Quelques jours après la première rencontre de la CELAC, Washington annonçait, en même temps que la signature du traité de libre-échange avec la Colombie, la création d’un centre d’opération de lutte contre le narco-terrorisme, à Champerico, au Guatemala, et la création d’une nouvelle académie militaire au Panama.

La CELAC devait réunir tous les pays d’Amérique latine et des Caraïbes à l’exception du Canada et des États-Unis. Pourtant, deux pays centraméricains l’ont boycottée : le Costa-Rica et le Salvador.

En mars dernier, le vice-président des États-Unis, Joe Biden, est venu au Mexique pour rappeler à chacun des candidats aux élections présidentielles de juillet prochain, que la stratégie de guerre contre les cartels de la drogue du président Calderon, est intouchable.

Biden a continué sa tournée au Honduras où il se sent chez lui depuis le coup d’état de 2009. Il y a réuni les présidents centraméricains pour tuer dans l’oeuf une initiative du président Perez Molina, du Guatemala, visant à proposer de dépénaliser la production, la commercialisation et la consommation des drogues.
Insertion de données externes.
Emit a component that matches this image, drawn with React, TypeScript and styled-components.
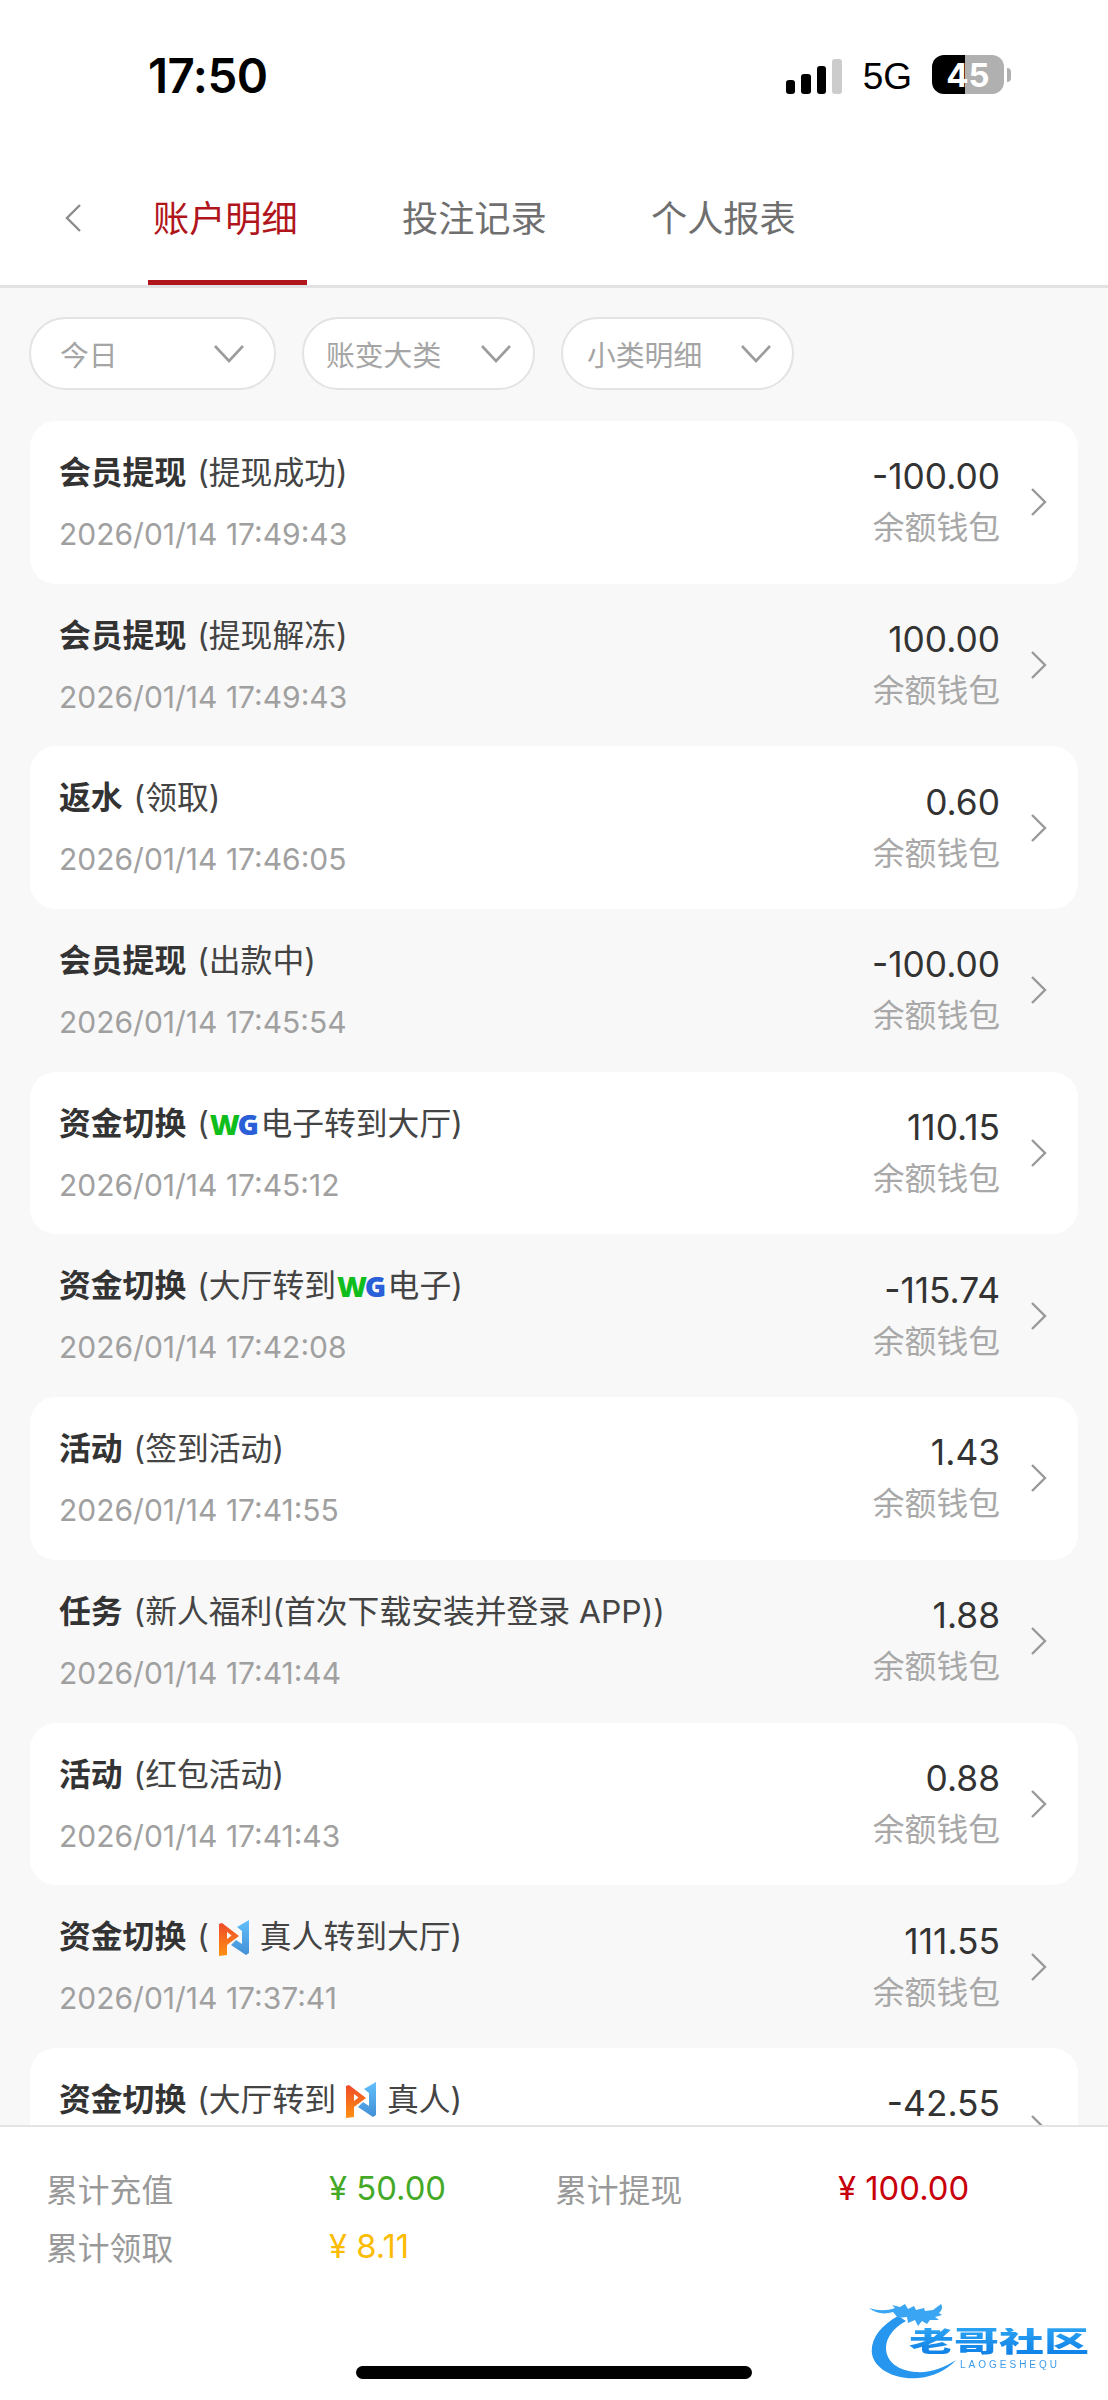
import React from 'react';
import styled, { createGlobalStyle } from 'styled-components';

const GlobalStyle = createGlobalStyle`
  html, body {
    margin: 0;
    padding: 0;
    background: #fff;
  }
  body {
    font-family: Inter, "Noto Sans CJK SC", sans-serif;
  }
`;

const Page = styled.div`
  width: 1108px;
  height: 2400px;
  display: flex;
  flex-direction: column;
  overflow: hidden;
  background: #fff;
`;

const StatusBar = styled.div`
  height: 160px;
  box-sizing: border-box;
  padding: 53px 97px 0 148px;
  display: flex;
  justify-content: space-between;
  align-items: flex-start;
  color: #000;
`;

const Clock = styled.div`
  font-size: 47.5px;
  line-height: 46px;
  font-weight: 600;
  letter-spacing: -0.5px;
`;

const StatusIcons = styled.div`
  display: flex;
  align-items: center;
  height: 39px;
  margin-top: 2px;
`;

const SignalBars = styled.div`
  display: flex;
  align-items: flex-end;
  gap: 6px;
  height: 35px;
  margin-top: 4px;
`;

const SignalBar = styled.span<{ $h: number; $off?: boolean }>`
  width: 9.5px;
  height: ${p => p.$h}px;
  border-radius: 3px;
  background: ${p => (p.$off ? '#ccc' : '#000')};
`;

const NetworkLabel = styled.span`
  font-family: 'Liberation Sans', sans-serif;
  font-size: 37px;
  line-height: 39px;
  margin: 3px 20px 0 21px;
`;

const Battery = styled.div`
  position: relative;
  width: 72px;
  height: 39px;
  border-radius: 12px;
  overflow: hidden;
  display: flex;
  align-items: center;
  justify-content: center;
  color: #fff;
  font-size: 33px;
  font-weight: 700;
  background: linear-gradient(90deg, #000 0, #000 33px, #b0b0b0 33px, #b0b0b0 100%);
`;

const BatteryNub = styled.span`
  width: 4px;
  height: 14px;
  margin-left: 3px;
  border-radius: 0 4px 4px 0;
  background: #b0b0b0;
`;

const TabBar = styled.div`
  height: 125px;
  display: flex;
  padding-left: 64px;
  border-bottom: 3px solid #e2e2e2;
`;

const BackButton = styled.div`
  width: 84px;
  padding-top: 44px;
  color: #8c8c8c;
`;

const Tabs = styled.div`
  display: flex;
  gap: 90px;
`;

const Tab = styled.div<{ $active?: boolean }>`
  position: relative;
  box-sizing: border-box;
  width: 159px;
  padding: 41px 0 0 5px;
  font-size: 36.2px;
  line-height: 36px;
  white-space: nowrap;
  color: ${p => (p.$active ? '#b1151c' : '#6f6f6f')};
  border-bottom: ${p => (p.$active ? '5px solid #b1151c' : '0')};
  height: 125px;
`;

const Content = styled.div`
  flex: 1;
  min-height: 0;
  overflow: hidden;
  background: #f8f8f8;
  padding: 29px 30px 0;
`;

const Filters = styled.div`
  display: flex;
  gap: 26px;
  margin: 0 0 31px -1px;
`;

const Filter = styled.div<{ $w: number; $left: number; $right: number }>`
  box-sizing: border-box;
  width: ${p => p.$w}px;
  height: 73px;
  padding: 0 ${p => p.$right}px 0 ${p => p.$left}px;
  display: flex;
  align-items: center;
  justify-content: space-between;
  background: #fff;
  border: 2px solid #e3e3e3;
  border-radius: 37px;
  font-size: 28.8px;
  color: #a5a5a5;
`;

const FilterCaret = styled.svg`
  width: 30px;
  height: 18px;
  color: #9c9c9c;
`;

const RowCard = styled.div<{ $filled: boolean }>`
  box-sizing: border-box;
  height: 162.7px;
  display: flex;
  justify-content: space-between;
  padding: 0 30px 0 29px;
  border-radius: 26px;
  background: ${p => (p.$filled ? '#fff' : 'transparent')};
`;

const RowMain = styled.div`
  padding-top: 33px;
`;

const RowTitle = styled.div`
  display: flex;
  align-items: center;
  height: 38px;
  font-size: 31.8px;
  line-height: 38px;
  color: #444;
  white-space: nowrap;
`;

const TitleKind = styled.span`
  font-weight: 700;
  color: #333;
  margin-right: 11px;
`;

const RowDate = styled.div`
  margin-top: 24px;
  font-size: 30px;
  line-height: 36px;
  color: #a0a0a0;
  white-space: nowrap;
`;

const RowSide = styled.div`
  display: flex;
  align-items: center;
  gap: 30px;
`;

const Figures = styled.div`
  display: flex;
  flex-direction: column;
  align-items: flex-end;
  padding-top: 1px;
`;

const Amount = styled.div`
  font-size: 35.3px;
  line-height: 40px;
  color: #333;
`;

const WalletName = styled.div`
  margin-top: 11px;
  font-size: 31.8px;
  line-height: 40px;
  color: #a8a8a8;
`;

const RowArrow = styled.svg`
  width: 18px;
  height: 28px;
  color: #999;
`;

const WgMark = styled.span`
  display: inline-flex;
  font-family: 'Open Sans', sans-serif;
  font-size: 29px;
  font-weight: 800;
  letter-spacing: -2.5px;
  margin: 0 4px 0 1px;
`;

const WgLetter = styled.span<{ $c: string }>`
  color: ${p => p.$c};
`;

const LiveMarkIcon = styled.svg`
  width: 30px;
  height: 37px;
  margin: 0 11px 0 10px;
  flex: none;
`;

const Footer = styled.div`
  position: relative;
  box-sizing: border-box;
  height: 275px;
  background: #fff;
  border-top: 2px solid #e4e4e4;
  padding: 32px 0 0 46px;
`;

const Totals = styled.div`
  display: grid;
  grid-template-columns: 283px 226px 283px 1fr;
  grid-auto-rows: 58px;
  align-items: center;
  font-size: 31.8px;
`;

const TotalLabel = styled.div`
  color: #999;
`;

const TotalValue = styled.div<{ $c: string }>`
  color: ${p => p.$c};
  font-size: 32.8px;
`;

const HomeBar = styled.div`
  width: 396px;
  height: 13px;
  margin: 91px 0 0 310px;
  border-radius: 7px;
  background: #000;
`;

const Watermark = styled.div`
  position: absolute;
  left: 868px;
  top: 173px;
  width: 228px;
  height: 82px;
  filter: blur(0.6px);
`;

const WatermarkDragon = styled.svg`
  position: absolute;
  left: 0;
  top: 0;
  width: 100px;
  height: 82px;
`;

const WatermarkText = styled.div`
  position: absolute;
  left: 41px;
  top: 28px;
  width: 184px;
  font-size: 45px;
  line-height: 45px;
  font-weight: 900;
  letter-spacing: 0;
  white-space: nowrap;
  transform: scaleY(0.62);
  transform-origin: top left;
  background: linear-gradient(180deg, #2aa2f2, #0f7fe6);
  -webkit-background-clip: text;
  background-clip: text;
  color: transparent;
`;

const WatermarkSub = styled.div`
  position: absolute;
  left: 92px;
  top: 59px;
  font-family: 'Liberation Sans', sans-serif;
  font-size: 10px;
  line-height: 12px;
  letter-spacing: 3px;
  color: #3d9be8;
  white-space: nowrap;
`;

const Chevron: React.FC<{ dir: 'left' | 'right' }> = ({ dir }) => (
  <svg width="18" height="28" viewBox="0 0 18 28" fill="none" stroke="currentColor" strokeWidth="2.4">
    <path d={dir === 'left' ? 'M16 1 3 14l13 13' : 'M2 1l13 13L2 27'} />
  </svg>
);

const LiveMark = () => (
  <LiveMarkIcon viewBox="0 0 30 37">
    <defs>
      <linearGradient id="lmOrange" x1="0" y1="0" x2="0" y2="1">
        <stop offset="0" stopColor="#ef4b2b" />
        <stop offset="1" stopColor="#ff9112" />
      </linearGradient>
      <linearGradient id="lmBlue" x1="0" y1="0" x2="0" y2="1">
        <stop offset="0" stopColor="#62c0fb" />
        <stop offset="1" stopColor="#438fd6" />
      </linearGradient>
    </defs>
    <path d="M30 1v33l-3 2-15-10 5-5 6 4V12l-5-4z" fill="url(#lmBlue)" />
    <path d="M0 5l3-1 17 13-12 9v10l-8 1z" fill="url(#lmOrange)" />
    <path d="M8 13v7l4.5-3.5z" fill="#fff" />
  </LiveMarkIcon>
);

const Wg = () => (
  <WgMark>
    <WgLetter $c="#0fbe1d">W</WgLetter>
    <WgLetter $c="#2a5fd8">G</WgLetter>
  </WgMark>
);

type RowData = {
  kind: string;
  detail: React.ReactNode;
  date: string;
  amount: string;
};

const rows: RowData[] = [
  { kind: '会员提现', detail: '(提现成功)', date: '2026/01/14 17:49:43', amount: '-100.00' },
  { kind: '会员提现', detail: '(提现解冻)', date: '2026/01/14 17:49:43', amount: '100.00' },
  { kind: '返水', detail: '(领取)', date: '2026/01/14 17:46:05', amount: '0.60' },
  { kind: '会员提现', detail: '(出款中)', date: '2026/01/14 17:45:54', amount: '-100.00' },
  { kind: '资金切换', detail: <>(<Wg />电子转到大厅)</>, date: '2026/01/14 17:45:12', amount: '110.15' },
  { kind: '资金切换', detail: <>(大厅转到<Wg />电子)</>, date: '2026/01/14 17:42:08', amount: '-115.74' },
  { kind: '活动', detail: '(签到活动)', date: '2026/01/14 17:41:55', amount: '1.43' },
  { kind: '任务', detail: '(新人福利(首次下载安装并登录 APP))', date: '2026/01/14 17:41:44', amount: '1.88' },
  { kind: '活动', detail: '(红包活动)', date: '2026/01/14 17:41:43', amount: '0.88' },
  { kind: '资金切换', detail: <>(<LiveMark />真人转到大厅)</>, date: '2026/01/14 17:37:41', amount: '111.55' },
  { kind: '资金切换', detail: <>(大厅转到<LiveMark />真人)</>, date: '2026/01/14 17:37:30', amount: '-42.55' },
];

const filters = [
  { label: '今日', w: 247, left: 29, right: 30 },
  { label: '账变大类', w: 233, left: 22, right: 22 },
  { label: '小类明细', w: 233, left: 24, right: 21 },
];

export default function App() {
  return (
    <Page>
      <GlobalStyle />
      <StatusBar>
        <Clock>17:50</Clock>
        <StatusIcons>
          <SignalBars>
            <SignalBar $h={14} />
            <SignalBar $h={20} />
            <SignalBar $h={28} />
            <SignalBar $h={35} $off />
          </SignalBars>
          <NetworkLabel>5G</NetworkLabel>
          <Battery>45</Battery>
          <BatteryNub />
        </StatusIcons>
      </StatusBar>
      <TabBar>
        <BackButton>
          <Chevron dir="left" />
        </BackButton>
        <Tabs>
          <Tab $active>账户明细</Tab>
          <Tab>投注记录</Tab>
          <Tab>个人报表</Tab>
        </Tabs>
      </TabBar>
      <Content>
        <Filters>
          {filters.map(f => (
            <Filter key={f.label} $w={f.w} $left={f.left} $right={f.right}>
              {f.label}
              <FilterCaret viewBox="0 0 30 18" fill="none" stroke="currentColor" strokeWidth="2.6">
                <path d="M1 1l14 15L29 1" />
              </FilterCaret>
            </Filter>
          ))}
        </Filters>
        {rows.map((row, i) => (
          <RowCard key={row.date + row.amount} $filled={i % 2 === 0}>
            <RowMain>
              <RowTitle>
                <TitleKind>{row.kind}</TitleKind>
                {row.detail}
              </RowTitle>
              <RowDate>{row.date}</RowDate>
            </RowMain>
            <RowSide>
              <Figures>
                <Amount>{row.amount}</Amount>
                <WalletName>余额钱包</WalletName>
              </Figures>
              <RowArrow viewBox="0 0 18 28" fill="none" stroke="currentColor" strokeWidth="2.4">
                <path d="M2 1l13 13L2 27" />
              </RowArrow>
            </RowSide>
          </RowCard>
        ))}
      </Content>
      <Footer>
        <Totals>
          <TotalLabel>累计充值</TotalLabel>
          <TotalValue $c="#45a928">¥ 50.00</TotalValue>
          <TotalLabel>累计提现</TotalLabel>
          <TotalValue $c="#c8000a">¥ 100.00</TotalValue>
          <TotalLabel>累计领取</TotalLabel>
          <TotalValue $c="#fbbc05">¥ 8.11</TotalValue>
        </Totals>
        <HomeBar />
        <Watermark>
          <WatermarkDragon viewBox="0 0 100 82">
            <path d="M30 16C12 26 2 40 4 54c3 16 24 26 46 24 14-1 28-7 38-18-12 8-26 13-40 12-17-1-30-10-30-24 0-10 7-20 20-27z" fill="#2796ee" />
            <path d="M1 8c10 3 18 3 26 0l-3-3 8 2 5-3 3 5 6-3 2 4 8-2 1 3 8-1 8-6c2 3 1 6-2 9l3 2-7 2 4 3-9 0-3 4-5-3-4 5-3-6-7 3-1-6-9 1-5-6C16 15 7 13 1 8z" fill="#3aa5f2" />
          </WatermarkDragon>
          <WatermarkText>老哥社区</WatermarkText>
          <WatermarkSub>LAOGESHEQU</WatermarkSub>
        </Watermark>
      </Footer>
    </Page>
  );
}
Le président guatémaltèque tentait de se gagner l’appui des présidents centraméricains en vue d’adopter une position commune à présenter au Sommet des Amériques d’avril, à Cartagena de Indios, en Colombie. De nombreuses voix dont celles de l’ex-président brésilien, Fernando Henrique Cardoso, et du président de la Colombie, Juan Manuel Santos, avaient exprimé leur soutien à Perez Molina.

Mais, Biden parti, les gouvernements du Salvador, Honduras, Costa-Rica et Panama, annonçaient qu’ils n’appuieraient pas une éventuelle proposition guatémaltèque de légalisation des drogues.

Ces présidents préfèrent encore, dit la directrice du Programme pour les Amériques, Laura Carlsen, un système où leur population paie en sang et en vies pour remplir les poches des contractants états-uniens de l’industrie de la défense et pour répandre l’influence du Pentagone dans leur région.